A multifile search of five bibliographic databases for stroke trials

Article type
Thomas B, Gubitz G, Mclnnes A, Krabshuis J, Counsell C
Introduction/Objective: Electronic searching of the many available bibliographic databases is an important means of trial identification, offering quick access to many thousands of references. However, such searching is time consuming and can be expensive: complex database-specific searches need to be developed, many irrelevant references have to be screened, and the costs of accessing and downloading need to be considered. The absolute and relative yields of trials in each database need to be established if Review Groups are to use their limited resources efficiently. We performed a complete retrospective search of five major databases to investigate the numbers of stroke trials identified in each, the degree of duplication across each database, and the numbers of trials on our existing specialised register that were not identified in any of the databases.

Methods: Separate detailed search strategies were developed for MEDLINE, EMBASE, BIOSIS, DERWENT Drug File and SCISEARCH based on index and free text terms. To limit the cost, we conducted searches of available years of MEDLINE, EMBASE, and BIOSIS free of charge through the Edinburgh University network.
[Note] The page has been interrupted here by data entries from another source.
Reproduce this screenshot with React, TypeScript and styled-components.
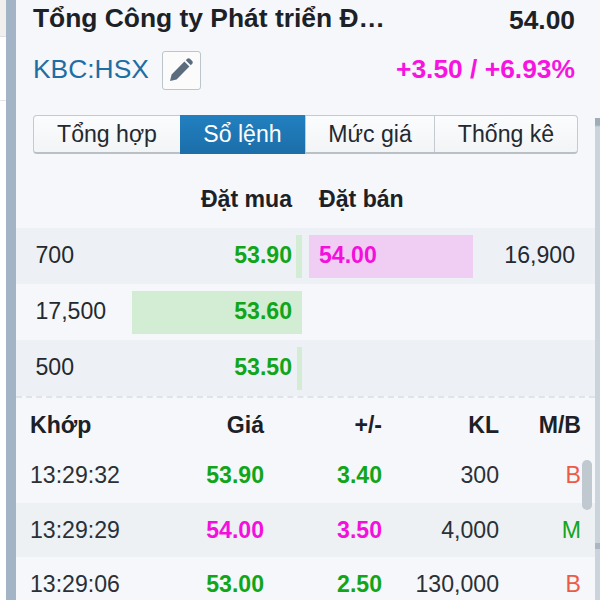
import React from "react";
import styled, { createGlobalStyle } from "styled-components";

const Global = createGlobalStyle`
  html, body { margin: 0; padding: 0; background: #fff; }
  body { font-family: "Liberation Sans", Arial, sans-serif; }
`;

const Page = styled.div`
  width: 600px;
  height: 600px;
  overflow: hidden;
  display: flex;
  background: #fff;
`;
const LeftGutter = styled.div`
  width: 6px;
  flex: none;
  display: flex;
  flex-direction: column;
`;
const GutterTop = styled.div`
  height: 36px;
  background: #f1f0ee;
  border-bottom: 1px solid #e0e0e0;
`;
const GutterLine = styled.div`
  margin-top: 63px;
  height: 1px;
  background: #e6e6e6;
`;
const Rail = styled.div`
  width: 10px;
  flex: none;
  background: #a3b4c6;
`;
const Panel = styled.div`
  width: 579px;
  flex: none;
  background: #f5f7fa;
  position: relative;
`;
const RightGutter = styled.div`
  flex: 1;
  display: flex;
  flex-direction: column;
  background: #f5f7fa;
`;
const RightStrip = styled.div`
  margin-top: 118px;
  flex: 1;
  background: linear-gradient(
    #9fadba 0,
    #9fadba 7px,
    #cbd4dc 9px,
    #cbd4dc 425px,
    #aab6c2 425px,
    #aab6c2 431px,
    #cbd4dc 431px,
    #cbd4dc 100%
  );
`;
const TitleRow = styled.div`
  display: flex;
  justify-content: space-between;
  height: 38px;
  padding: 2px 0 0 17px;
  box-sizing: border-box;
  color: #1c2127;
  font-weight: 700;
  font-size: 26.4px;
  line-height: 33px;
`;
const Title = styled.div`
  white-space: nowrap;
`;
const Price = styled.div`
  padding: 2px 20px 0 0;
`;
const CodeRow = styled.div`
  display: flex;
  align-items: center;
  justify-content: space-between;
  height: 40px;
  margin-top: 11px;
  padding: 0 20px 0 17px;
`;
const CodeLeft = styled.div`
  display: flex;
  align-items: center;
  gap: 13px;
`;
const Code = styled.span`
  font-size: 26.4px;
  color: #1c6ea4;
`;
const EditButton = styled.div`
  width: 39px;
  height: 39px;
  margin-top: 2px;
  box-sizing: border-box;
  border: 1px solid #bcc4cc;
  border-radius: 3px;
  background: #fbfbfb;
  display: flex;
  align-items: center;
  justify-content: center;
`;
const Change = styled.span`
  font-size: 26.4px;
  font-weight: 700;
  color: #f714e0;
`;
const Tabs = styled.div`
  display: flex;
  height: 39px;
  margin: 26px 17px 0 17px;
  box-sizing: border-box;
  border: 1px solid #c4cacf;
  border-bottom: 2px solid #b9c0c6;
  border-radius: 4px;
  background: linear-gradient(#fbfcfd, #f2f4f6);
`;
const Tab = styled.div<{ $w: number; $active?: boolean }>`
  width: ${(p) => p.$w}px;
  flex: none;
  box-sizing: border-box;
  display: flex;
  align-items: center;
  justify-content: center;
  font-size: 23.1px;
  margin: ${(p) => (p.$active ? "-1px 0 -2px" : "0")};
  color: ${(p) => (p.$active ? "#fff" : "#23292f")};
  background: ${(p) => (p.$active ? "linear-gradient(#2280c0, #1b6ea8)" : "transparent")};
  border-left: ${(p) => (p.$active ? "none" : "1px solid #c4cacf")};
  &:first-child { border-left: none; }
  &:last-child { flex: 1; }
`;
const BookHead = styled.div`
  display: grid;
  grid-template-columns: 276px 1fr;
  height: 74px;
  box-sizing: border-box;
  padding-top: 30px;
  font-size: 23.1px;
  line-height: 30px;
  font-weight: 700;
  color: #1c2127;
`;
const BuyHead = styled.div`
  text-align: right;
`;
const SellHead = styled.div`
  padding-left: 27px;
`;
const BookRow = styled.div<{ $alt?: boolean }>`
  display: grid;
  grid-template-columns: 286px 1fr;
  height: 56px;
  background: ${(p) => (p.$alt ? "#edf1f5" : "transparent")};
  font-size: 23.1px;
`;
const BidCell = styled.div`
  position: relative;
  display: flex;
  align-items: center;
  justify-content: space-between;
  padding: 0 10px 2px 19.5px;
  color: #23292f;
`;
const DepthBar = styled.div`
  position: absolute;
  right: 0;
  top: 7px;
  height: 43px;
  background: #d3ecd4;
`;
const Qty = styled.span`
  position: relative;
`;
const BidPrice = styled.span`
  position: relative;
  font-weight: 700;
  color: #11a51a;
`;
const AskCell = styled.div`
  display: flex;
  align-items: center;
  justify-content: space-between;
  padding: 0 20px 2px 7px;
  color: #23292f;
`;
const AskBar = styled.div`
  width: 164px;
  height: 43px;
  margin-top: 2px;
  box-sizing: border-box;
  padding: 0 0 2px 10px;
  display: flex;
  align-items: center;
  background: #f0cdf3;
  color: #f40fdc;
  font-weight: 700;
`;
const Divider = styled.div`
  height: 0;
  border-top: 2px dashed #dfe4e9;
`;
const TradeGrid = styled.div`
  display: grid;
  grid-template-columns: 14px 93px 141px 118px 117px 1fr;
`;
const TradeHead = styled(TradeGrid)`
  height: 50px;
  box-sizing: border-box;
  padding-top: 4px;
  align-items: center;
  font-size: 23.1px;
  font-weight: 700;
  color: #1c2127;
`;
const TradeRow = styled(TradeGrid)<{ $alt?: boolean; $first?: boolean }>`
  height: ${(p) => (p.$first ? 55 : 54)}px;
  box-sizing: border-box;
  padding-bottom: ${(p) => (p.$first ? 1 : 0)}px;
  align-items: center;
  font-size: 23.1px;
  color: #2a3036;
  background: ${(p) => (p.$alt ? "#eef1f4" : "transparent")};
`;
const Cell = styled.div<{ $color?: string; $bold?: boolean }>`
  text-align: right;
  white-space: nowrap;
  color: ${(p) => p.$color || "inherit"};
  font-weight: ${(p) => (p.$bold ? 700 : "inherit")};
`;
const TimeCell = styled.div`
  grid-column: 2;
  white-space: nowrap;
`;
const SideCell = styled(Cell)`
  padding-right: 14px;
`;
const ScrollThumb = styled.div`
  position: absolute;
  right: 3px;
  top: 460px;
  width: 10px;
  height: 50px;
  border-radius: 5px;
  background: #c0c8d0;
`;

const GREEN = "#11a51a";
const PINK = "#f40fdc";
const RED = "#ee5a48";

const trades = [
  { t: "13:29:32", p: "53.90", d: "3.40", v: "300", s: "B", c: GREEN, sc: RED },
  { t: "13:29:29", p: "54.00", d: "3.50", v: "4,000", s: "M", c: PINK, sc: GREEN },
  { t: "13:29:06", p: "53.00", d: "2.50", v: "130,000", s: "B", c: GREEN, sc: RED },
];

export default function App() {
  return (
    <Page>
      <Global />
      <LeftGutter>
        <GutterTop />
        <GutterLine />
      </LeftGutter>
      <Rail />
      <Panel>
        <TitleRow>
          <Title>Tổng Công ty Phát triển Đ…</Title>
          <Price>54.00</Price>
        </TitleRow>
        <CodeRow>
          <CodeLeft>
            <Code>KBC:HSX</Code>
            <EditButton>
              <svg width="24" height="24" viewBox="0 0 24 24">
                <path fill="#5b6c7f" d="M1 23l1.6-6.6L15.4 3.6l5 5L7.6 21.4 1 23zM16.8 2.2l1.4-1.4c.8-.8 2-.8 2.8 0l2.2 2.2c.8.8.8 2 0 2.8l-1.4 1.4-5-5z" />
              </svg>
            </EditButton>
          </CodeLeft>
          <Change>+3.50 / +6.93%</Change>
        </CodeRow>
        <Tabs>
          <Tab $w={146}>Tổng hợp</Tab>
          <Tab $w={125} $active>Sổ lệnh</Tab>
          <Tab $w={129}>Mức giá</Tab>
          <Tab $w={143}>Thống kê</Tab>
        </Tabs>
        <BookHead>
          <BuyHead>Đặt mua</BuyHead>
          <SellHead>Đặt bán</SellHead>
        </BookHead>
        <BookRow $alt>
          <BidCell>
            <DepthBar style={{ width: 6 }} />
            <Qty>700</Qty>
            <BidPrice>53.90</BidPrice>
          </BidCell>
          <AskCell>
            <AskBar>54.00</AskBar>
            <span>16,900</span>
          </AskCell>
        </BookRow>
        <BookRow>
          <BidCell>
            <DepthBar style={{ width: 170 }} />
            <Qty>17,500</Qty>
            <BidPrice>53.60</BidPrice>
          </BidCell>
        </BookRow>
        <BookRow $alt>
          <BidCell>
            <DepthBar style={{ width: 5 }} />
            <Qty>500</Qty>
            <BidPrice>53.50</BidPrice>
          </BidCell>
        </BookRow>
        <Divider />
        <TradeHead>
          <TimeCell>Khớp</TimeCell>
          <Cell>Giá</Cell>
          <Cell>+/-</Cell>
          <Cell>KL</Cell>
          <SideCell>M/B</SideCell>
        </TradeHead>
        {trades.map((r, i) => (
          <TradeRow key={r.t} $alt={i === 1} $first={i === 0}>
            <TimeCell>{r.t}</TimeCell>
            <Cell $color={r.c} $bold>{r.p}</Cell>
            <Cell $color={r.c} $bold>{r.d}</Cell>
            <Cell>{r.v}</Cell>
            <SideCell $color={r.sc}>{r.s}</SideCell>
          </TradeRow>
        ))}
        <ScrollThumb />
      </Panel>
      <RightGutter>
        <RightStrip />
      </RightGutter>
    </Page>
  );
}
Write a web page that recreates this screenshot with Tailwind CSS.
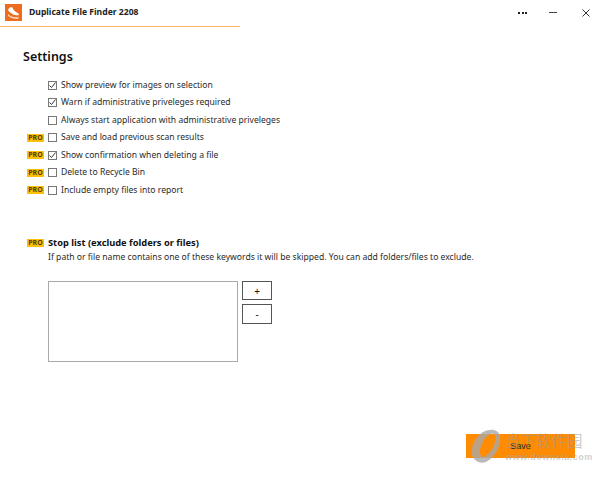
<!DOCTYPE html>
<html lang="en">
<head>
<meta charset="UTF-8" />
<title>Duplicate File Finder 2208</title>
<script src="https://cdn.jsdelivr.net/npm/@tailwindcss/browser@4"></script>
</head>
<body class="bg-white">
<div class="relative w-[600px] h-[477px] overflow-hidden bg-white text-[#2a2a2a] font-['Noto_Sans','Liberation_Sans',sans-serif] text-[8.6px]">
  <!-- title bar -->
  <header class="flex justify-between h-[27px]">
    <div class="flex items-center w-[240px] h-[27px] border-b border-solid border-b-[#fdb55a] pl-[5px] pb-[2px]">
      <svg class="w-[17px] h-[17px]" viewBox="0 0 17 17"><rect width="17" height="17" fill="#ee6c1f"/><path d="M3 6 Q4 3 7 3 Q8 6 11 8 Q14 9 14 11 Q9 12 6 9 Q4 8 3 6 Z" fill="#fff"/><path d="M3 10 Q7 14 14 13 L13 15 Q7 15 3 12 Z" fill="#fbd9bf"/></svg>
      <span class="ml-[7px] font-bold text-[#222]">Duplicate File Finder 2208</span>
    </div>
    <div class="flex items-center pr-[10px] h-[25px]">
      <div class="flex gap-[1.5px] mr-[22px]"><i class="w-[2px] h-[2px] bg-[#222]"></i><i class="w-[2px] h-[2px] bg-[#222]"></i><i class="w-[2px] h-[2px] bg-[#222]"></i></div>
      <div class="w-[8px] h-[1px] bg-[#444] mr-[25px]"></div>
      <svg class="w-[8px] h-[8px]" viewBox="0 0 8 8"><path d="M.5.5l7 7M7.5.5l-7 7" stroke="#333" fill="none"/></svg>
    </div>
  </header>

  <main class="pl-[27px] pt-[21px]">
    <h1 class="-ml-[4px] text-[12.5px] leading-[18px] font-semibold text-[#111]">Settings</h1>

    <ul class="mt-[10.25px] flex flex-col">
      <li class="flex items-center h-[17.5px]">
        <span class="w-[21px]"></span>
        <span class="w-[9px] h-[9px] border border-[#777] flex items-center justify-center"><svg class="w-[7px] h-[7px] shrink-0" viewBox="0 0 7 7"><path d="M.5 3.5l2 2 4-5" stroke="#333" fill="none"/></svg></span>
        <span class="ml-[4px]">Show preview for images on selection</span>
      </li>
      <li class="flex items-center h-[17.5px]">
        <span class="w-[21px]"></span>
        <span class="w-[9px] h-[9px] border border-[#777] flex items-center justify-center"><svg class="w-[7px] h-[7px] shrink-0" viewBox="0 0 7 7"><path d="M.5 3.5l2 2 4-5" stroke="#333" fill="none"/></svg></span>
        <span class="ml-[4px]">Warn if administrative priveleges required</span>
      </li>
      <li class="flex items-center h-[17.5px]">
        <span class="w-[21px]"></span>
        <span class="w-[9px] h-[9px] border border-[#777]"></span>
        <span class="ml-[4px]">Always start application with administrative priveleges</span>
      </li>
      <li class="flex items-center h-[17.5px]">
        <span class="w-[17px] h-[8px] mr-[4px] bg-[#fdc008] text-[7px] leading-[8px] font-bold text-center text-[#5a3d00]">PRO</span>
        <span class="w-[9px] h-[9px] border border-[#777]"></span>
        <span class="ml-[4px]">Save and load previous scan results</span>
      </li>
      <li class="flex items-center h-[17.5px]">
        <span class="w-[17px] h-[8px] mr-[4px] bg-[#fdc008] text-[7px] leading-[8px] font-bold text-center text-[#5a3d00]">PRO</span>
        <span class="w-[9px] h-[9px] border border-[#777] flex items-center justify-center"><svg class="w-[7px] h-[7px] shrink-0" viewBox="0 0 7 7"><path d="M.5 3.5l2 2 4-5" stroke="#333" fill="none"/></svg></span>
        <span class="ml-[4px]">Show confirmation when deleting a file</span>
      </li>
      <li class="flex items-center h-[17.5px]">
        <span class="w-[17px] h-[8px] mr-[4px] bg-[#fdc008] text-[7px] leading-[8px] font-bold text-center text-[#5a3d00]">PRO</span>
        <span class="w-[9px] h-[9px] border border-[#777]"></span>
        <span class="ml-[4px]">Delete to Recycle Bin</span>
      </li>
      <li class="flex items-center h-[17.5px]">
        <span class="w-[17px] h-[8px] mr-[4px] bg-[#fdc008] text-[7px] leading-[8px] font-bold text-center text-[#5a3d00]">PRO</span>
        <span class="w-[9px] h-[9px] border border-[#777]"></span>
        <span class="ml-[4px]">Include empty files into report</span>
      </li>
    </ul>

    <section class="mt-[37.25px]">
      <div class="flex items-center h-[14px]">
        <span class="w-[17px] h-[8px] mr-[4px] bg-[#fdc008] text-[7px] leading-[8px] font-bold text-center text-[#5a3d00]">PRO</span>
        <span class="font-bold text-[9.3px] text-[#111]">Stop list (exclude folders or files)</span>
      </div>
      <p class="ml-[21px] h-[14px] leading-[14px] whitespace-nowrap">If path or file name contains one of these keywords it will be skipped. You can add folders/files to exclude.</p>
      <div class="ml-[21px] mt-[17px] flex items-start gap-[4px]">
        <div class="w-[190px] h-[81px] border border-[#a9a9a9]"></div>
        <div class="flex flex-col gap-[4px]">
          <button class="w-[30px] h-[19px] border border-[#555] leading-none text-[#111] text-[10px]">+</button>
          <button class="w-[30px] h-[20px] border border-[#555] leading-none text-[#111] text-[10px]">-</button>
        </div>
      </div>
    </section>

    <div class="flex justify-end mt-[72px] pr-[25px]">
      <button class="w-[109px] h-[24px] pt-[2px] bg-[#ff8c00] text-[#222] font-['Liberation_Sans',sans-serif] text-[9px]">Save</button>
    </div>
  </main>

  <!-- watermark over the save button -->
  <svg class="absolute left-[468px] top-[428px] w-[36px] h-[38px]" viewBox="0 0 36 38"><path fill-rule="evenodd" fill="#a8a8a8" fill-opacity="0.8" d="M5 29C1 21 7 9 15 4C23 0 31 1 32 9C33 17 27 30 18 34C12 36 7 33 5 29ZM13 28C15 31 20 27 24 21C28 14 29 8 26 6C23 4 18 8 15 14C12 19 11 24 13 28Z"/></svg>
  <div class="absolute left-[505px] top-[432px] text-[15.5px] leading-[17px] text-[#9a9a9a]/55 whitespace-nowrap font-['Noto_Sans_CJK_SC',sans-serif]">当下软件园</div>
  <div class="absolute left-[505px] top-[452px] text-[9px] leading-[10px] tracking-[0.5px] font-bold text-[#a5a5a5]/55 whitespace-nowrap font-['Liberation_Sans',sans-serif]">www.downxia.com</div>
</div>
</body>
</html>
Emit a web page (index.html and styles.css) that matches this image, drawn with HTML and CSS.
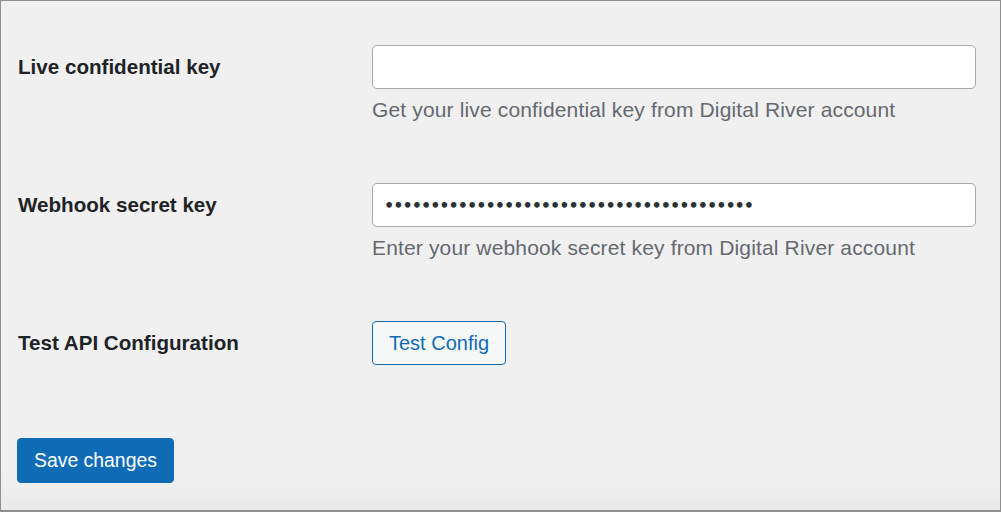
FILE: index.html
```html
<!DOCTYPE html>
<html>
<head>
<meta charset="utf-8">
<link rel="stylesheet" href="styles.css">
</head>
<body>
<div class="frame">
  <form class="settings">
    <div class="row">
      <label class="label" for="live">Live confidential key</label>
      <div class="field">
        <input class="text-input" id="live" type="text">
        <p class="desc">Get your live confidential key from Digital River account</p>
      </div>
    </div>
    <div class="row">
      <label class="label" for="hook">Webhook secret key</label>
      <div class="field">
        <input class="text-input" id="hook" type="password" value="••••••••••••••••••••••••••••••••••••••••">
        <p class="desc">Enter your webhook secret key from Digital River account</p>
      </div>
    </div>
    <div class="row">
      <span class="label">Test API Configuration</span>
      <div class="field">
        <button type="button" class="btn-secondary">Test Config</button>
      </div>
    </div>
    <div class="submit">
      <button type="button" class="btn-primary">Save changes</button>
    </div>
  </form>
</div>
</body>
</html>
```

FILE: styles.css
```css
* { box-sizing: border-box; }
html, body { margin: 0; padding: 0; }
body {
  font-family: "Liberation Sans", Arial, sans-serif;
  color: #1d2327;
}
.frame {
  width: 1001px;
  height: 512px;
  border: 1px solid #8f8f8f;
  border-bottom-width: 2px;
  background: linear-gradient(to bottom, #f0f0f0 0, #f0f0f0 475px, #e9e9e9 510px);
  padding: 44px 24px 0 17px;
}
.settings { display: flex; flex-direction: column; }
.row {
  display: grid;
  grid-template-columns: 354px 1fr;
  align-items: start;
  height: 138px;
}
.label {
  font-weight: bold;
  font-size: 20.6px;
  line-height: 44px;
  color: #1d2327;
}
.field { display: flex; flex-direction: column; align-items: flex-start; }
.text-input {
  width: 100%;
  height: 44px;
  border: 1px solid #a7a9ad;
  border-radius: 5px;
  background: #fff;
  padding: 0 11px;
  font-size: 16px;
  font-weight: bold;
  letter-spacing: -1px;
  color: #2c3338;
  font-family: "DejaVu Sans", sans-serif;
  outline: none;
}
.desc {
  margin: 9px 0 0;
  font-size: 21px;
  letter-spacing: 0.15px;
  line-height: 24px;
  color: #646970;
}
.btn-secondary {
  height: 44px;
  padding: 0 16px;
  border: 1px solid #0e6cb6;
  border-radius: 4px;
  background: #f6f7f7;
  color: #0e6cb6;
  font-family: inherit;
  font-size: 20px;
}
.submit { margin-top: -21px; margin-left: -1px; }
.btn-primary {
  height: 45px;
  padding: 0 16px;
  border: 1px solid #0e6cb6;
  border-radius: 4px;
  background: #0e6cb6;
  color: #fff;
  font-family: inherit;
  font-size: 19.4px;
}
```
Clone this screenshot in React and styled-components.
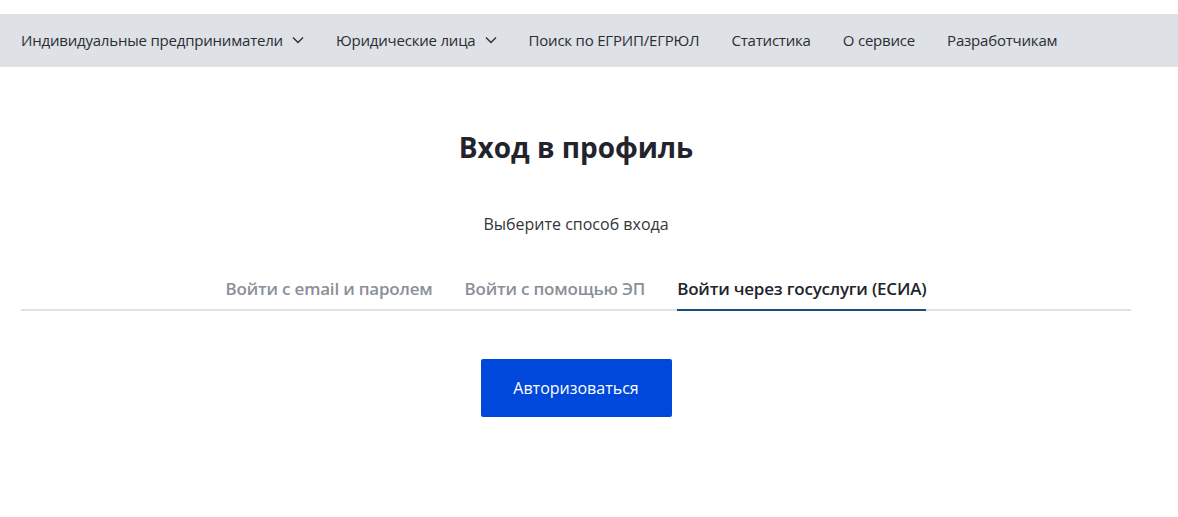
import React, { useState } from "react";
import styled, { createGlobalStyle } from "styled-components";

const GlobalStyle = createGlobalStyle`
  html, body {
    margin: 0;
    padding: 0;
    background: #ffffff;
    font-family: "Open Sans", "Noto Sans", sans-serif;
    color: #22242b;
  }
`;

const Page = styled.div`
  padding-top: 14px;
`;

const TopBar = styled.nav`
  height: 53px;
  background: #dee1e5;
`;

const TopInner = styled.ul`
  width: 1110px;
  margin: 0 0 0 21px;
  padding: 0 0 2px;
  box-sizing: border-box;
  list-style: none;
  display: flex;
  align-items: center;
  height: 100%;
  gap: 32px;
`;

const NavItem = styled.li`
  display: flex;
  align-items: center;
  gap: 9px;
  font-size: 15px;
  letter-spacing: -0.2px;
  color: #2a2d34;
  white-space: nowrap;
  cursor: pointer;
`;

const Chevron = () => (
  <svg width="12" height="8" viewBox="0 0 12 8" fill="none">
    <path d="M1 1.5l5 5 5-5" stroke="#2a2d34" strokeWidth="1.4" />
  </svg>
);

const Main = styled.main`
  width: 1110px;
  margin: 0 0 0 21px;
  display: flex;
  flex-direction: column;
  align-items: center;
`;

const Title = styled.h1`
  margin: 61px 0 0;
  font-size: 28px;
  line-height: 38px;
  font-weight: 700;
  color: #22232c;
`;

const Subtitle = styled.p`
  margin: 47px 0 0;
  font-size: 16px;
  line-height: 22px;
  color: #33363d;
`;

const Tabs = styled.div`
  align-self: stretch;
  display: flex;
  justify-content: center;
  gap: 32px;
  margin-top: 43px;
  border-bottom: 2px solid #e1e3e6;
`;

const Tab = styled.button`
  border: none;
  background: none;
  padding: 0 0 9px;
  margin-bottom: -2px;
  font-family: "Open Sans", sans-serif;
  font-size: 17px;
  font-weight: 600;
  line-height: 22px;
  letter-spacing: -0.2px;
  color: ${(p) => (p.$active ? "#22232c" : "#8a9098")};
  border-bottom: 2px solid ${(p) => (p.$active ? "#1d4f7c" : "transparent")};
  cursor: pointer;
`;

const Button = styled.button`
  margin-top: 48px;
  width: 191px;
  height: 58px;
  border: none;
  border-radius: 2px;
  background: #0047dc;
  color: #ffffff;
  font-family: "Open Sans", sans-serif;
  font-size: 16px;
  cursor: pointer;
`;

const navItems = [
  { label: "Индивидуальные предприниматели", menu: true },
  { label: "Юридические лица", menu: true },
  { label: "Поиск по ЕГРИП/ЕГРЮЛ" },
  { label: "Статистика" },
  { label: "О сервисе" },
  { label: "Разработчикам" },
];

const tabs = [
  "Войти с email и паролем",
  "Войти с помощью ЭП",
  "Войти через госуслуги (ЕСИА)",
];

export default function App() {
  const [active, setActive] = useState(2);
  return (
    <Page>
      <GlobalStyle />
      <TopBar>
        <TopInner>
          {navItems.map((n) => (
            <NavItem key={n.label}>
              {n.label}
              {n.menu && <Chevron />}
            </NavItem>
          ))}
        </TopInner>
      </TopBar>
      <Main>
        <Title>Вход в профиль</Title>
        <Subtitle>Выберите способ входа</Subtitle>
        <Tabs>
          {tabs.map((t, i) => (
            <Tab key={t} $active={i === active} onClick={() => setActive(i)}>
              {t}
            </Tab>
          ))}
        </Tabs>
        <Button>Авторизоваться</Button>
      </Main>
    </Page>
  );
}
We screened the title and abstract of each reference retrieved, and obtained a paper copy of possibly relevant stroke trials. We performed a multifile search of the remaining years of these databases along with DERWENT Drug File and SCISEARCH using a commercial server (STN). This allowed de-duplication of up to 30,000 references simultaneously across the different databases and exclusion of all the references identified in our initial searches of MEDLINE, EMBASE, and BIOSIS. We screened the free fields (title, keywords) of each reference on STN, purchased the full downloaded record of any possibly relevant stroke trials, and obtained a paper copy of those with relevant abstracts.

Results: Our free searches of MEDLINE, EMBASE, and BIOSIS generated 61,646 possibly relevant references but we expected considerable duplication. Given the variation in reference formats across databases and time periods, we developed a duplicate detection algorithm which resulted in 47,312 unique references. We estimate that less than 10% will describe relevant stroke trials. The multifile search on STN generated 10,273 additional unique references of which 1326 were downloaded. We will present numbers of relevant references identified in each database and degree of duplication.

Discussion: Considerable cost and effort are required to systematically search multiple databases for stroke trials. Calculating the yield of each database will allow a more focussed approach in the future. Commercial searching with the ability to automatically re-run searches and de-duplicate different databases and previous searches may be a valuable option for prospective searching.